> **Stated exercise**
Output the material below unchanged, apart from leaving out the pictures.

> **Source records**
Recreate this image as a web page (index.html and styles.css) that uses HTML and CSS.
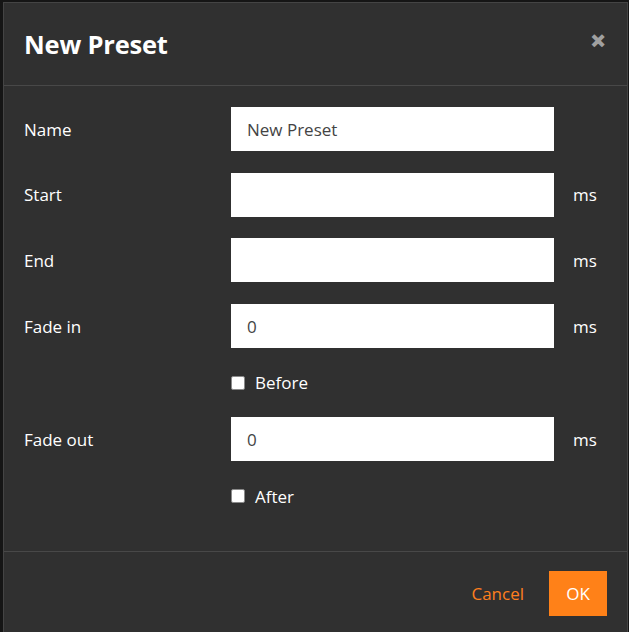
FILE: index.html
```html
<!DOCTYPE html>
<html>
<head>
<meta charset="utf-8">
<link rel="stylesheet" href="styles.css">
</head>
<body>
<div class="modal">
  <div class="modal-header">
    <h1 class="title">New Preset</h1>
    <span class="close">&#x2715;</span>
  </div>
  <div class="modal-body">
    <div class="form">
      <label class="label">Name</label>
      <div class="input">New Preset</div>
      <span class="unit"></span>

      <label class="label">Start</label>
      <div class="input"></div>
      <span class="unit">ms</span>

      <label class="label">End</label>
      <div class="input"></div>
      <span class="unit">ms</span>

      <label class="label">Fade in</label>
      <div class="input">0</div>
      <span class="unit">ms</span>

      <span></span>
      <div class="check"><span class="box"></span><span>Before</span></div>
      <span></span>

      <label class="label">Fade out</label>
      <div class="input">0</div>
      <span class="unit">ms</span>

      <span></span>
      <div class="check"><span class="box"></span><span>After</span></div>
      <span></span>
    </div>
  </div>
  <div class="modal-footer">
    <span class="cancel">Cancel</span>
    <span class="ok">OK</span>
  </div>
</div>
</body>
</html>
```
FILE: styles.css
```css
html, body {
  margin: 0;
  padding: 0;
  background: #151515;
  height: 100%;
  overflow: hidden;
}
body {
  font-family: "Open Sans", "Noto Sans", sans-serif;
  color: #ffffff;
  padding: 2px 1px 0 3px;
  box-sizing: border-box;
}
.modal {
  background: #303030;
  border: 1px solid #444444;
  border-bottom: none;
  height: 640px;
  box-sizing: border-box;
}
.modal-header {
  height: 83px;
  border-bottom: 1px solid #484848;
  display: flex;
  align-items: center;
  justify-content: space-between;
  padding: 0 22px 0 20px;
  box-sizing: border-box;
}
.title {
  margin: 0;
  font-size: 25.5px;
  font-weight: 700;
  letter-spacing: -0.2px;
}
.close {
  color: #a0a0a0;
  font-size: 17px;
  font-weight: 900;
  margin-top: -8px;
  -webkit-text-stroke: 1.5px #a0a0a0;
}
.modal-body {
  padding: 21px 20px 42px 20px;
  border-bottom: 1px solid #484848;
}
.form {
  display: grid;
  grid-template-columns: 207px 323px 1fr;
  row-gap: 21.7px;
  align-items: center;
}
.label {
  font-size: 17px;
}
.input {
  background: #ffffff;
  height: 44px;
  box-sizing: border-box;
  padding: 0 16px;
  display: flex;
  align-items: center;
  color: #444444;
  font-size: 17px;
}
.unit {
  padding-left: 19px;
  font-size: 17px;
}
.check {
  display: flex;
  align-items: center;
  height: 26px;
  font-size: 17px;
  gap: 10px;
}
.box {
  width: 12px;
  height: 12px;
  background: #ffffff;
  border: 1px solid #8a8a8a;
  border-radius: 2px;
}
.modal-footer {
  display: flex;
  justify-content: flex-end;
  align-items: center;
  padding: 19px 20px 0 0;
  gap: 25px;
}
.cancel {
  color: #ff7f1e;
  font-size: 17px;
}
.ok {
  background: #ff8118;
  color: #ffffff;
  font-size: 17px;
  width: 58px;
  height: 45px;
  display: flex;
  align-items: center;
  justify-content: center;
}
```
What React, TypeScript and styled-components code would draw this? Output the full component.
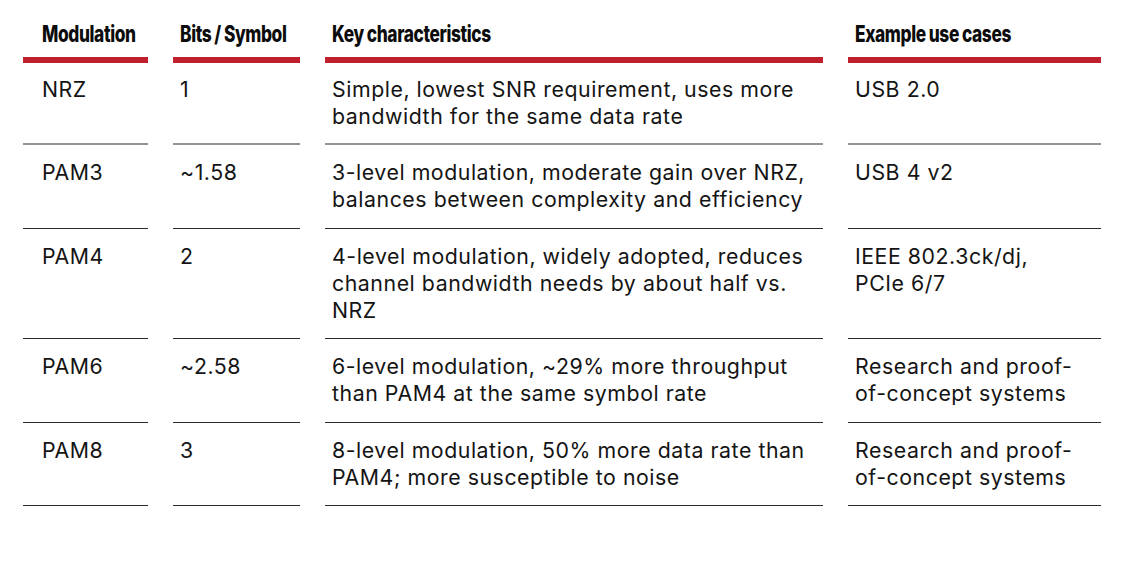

> **The reply**
Recreate this image as a web page (index.html and styles.css) that uses HTML and CSS.
FILE: index.html
```html
<!DOCTYPE html>
<html>
<head>
<meta charset="utf-8">
<link rel="stylesheet" href="styles.css">
</head>
<body>
<div class="modal">
  <div class="modal-header">
    <h1 class="title">New Preset</h1>
    <span class="close">&#x2715;</span>
  </div>
  <div class="modal-body">
    <div class="form">
      <label class="label">Name</label>
      <div class="input">New Preset</div>
      <span class="unit"></span>

      <label class="label">Start</label>
      <div class="input"></div>
      <span class="unit">ms</span>

      <label class="label">End</label>
      <div class="input"></div>
      <span class="unit">ms</span>

      <label class="label">Fade in</label>
      <div class="input">0</div>
      <span class="unit">ms</span>

      <span></span>
      <div class="check"><span class="box"></span><span>Before</span></div>
      <span></span>

      <label class="label">Fade out</label>
      <div class="input">0</div>
      <span class="unit">ms</span>

      <span></span>
      <div class="check"><span class="box"></span><span>After</span></div>
      <span></span>
    </div>
  </div>
  <div class="modal-footer">
    <span class="cancel">Cancel</span>
    <span class="ok">OK</span>
  </div>
</div>
</body>
</html>
```
FILE: styles.css
```css
html, body {
  margin: 0;
  padding: 0;
  background: #151515;
  height: 100%;
  overflow: hidden;
}
body {
  font-family: "Open Sans", "Noto Sans", sans-serif;
  color: #ffffff;
  padding: 2px 1px 0 3px;
  box-sizing: border-box;
}
.modal {
  background: #303030;
  border: 1px solid #444444;
  border-bottom: none;
  height: 640px;
  box-sizing: border-box;
}
.modal-header {
  height: 83px;
  border-bottom: 1px solid #484848;
  display: flex;
  align-items: center;
  justify-content: space-between;
  padding: 0 22px 0 20px;
  box-sizing: border-box;
}
.title {
  margin: 0;
  font-size: 25.5px;
  font-weight: 700;
  letter-spacing: -0.2px;
}
.close {
  color: #a0a0a0;
  font-size: 17px;
  font-weight: 900;
  margin-top: -8px;
  -webkit-text-stroke: 1.5px #a0a0a0;
}
.modal-body {
  padding: 21px 20px 42px 20px;
  border-bottom: 1px solid #484848;
}
.form {
  display: grid;
  grid-template-columns: 207px 323px 1fr;
  row-gap: 21.7px;
  align-items: center;
}
.label {
  font-size: 17px;
}
.input {
  background: #ffffff;
  height: 44px;
  box-sizing: border-box;
  padding: 0 16px;
  display: flex;
  align-items: center;
  color: #444444;
  font-size: 17px;
}
.unit {
  padding-left: 19px;
  font-size: 17px;
}
.check {
  display: flex;
  align-items: center;
  height: 26px;
  font-size: 17px;
  gap: 10px;
}
.box {
  width: 12px;
  height: 12px;
  background: #ffffff;
  border: 1px solid #8a8a8a;
  border-radius: 2px;
}
.modal-footer {
  display: flex;
  justify-content: flex-end;
  align-items: center;
  padding: 19px 20px 0 0;
  gap: 25px;
}
.cancel {
  color: #ff7f1e;
  font-size: 17px;
}
.ok {
  background: #ff8118;
  color: #ffffff;
  font-size: 17px;
  width: 58px;
  height: 45px;
  display: flex;
  align-items: center;
  justify-content: center;
}
```
What React, TypeScript and styled-components code would draw this? Output the full component.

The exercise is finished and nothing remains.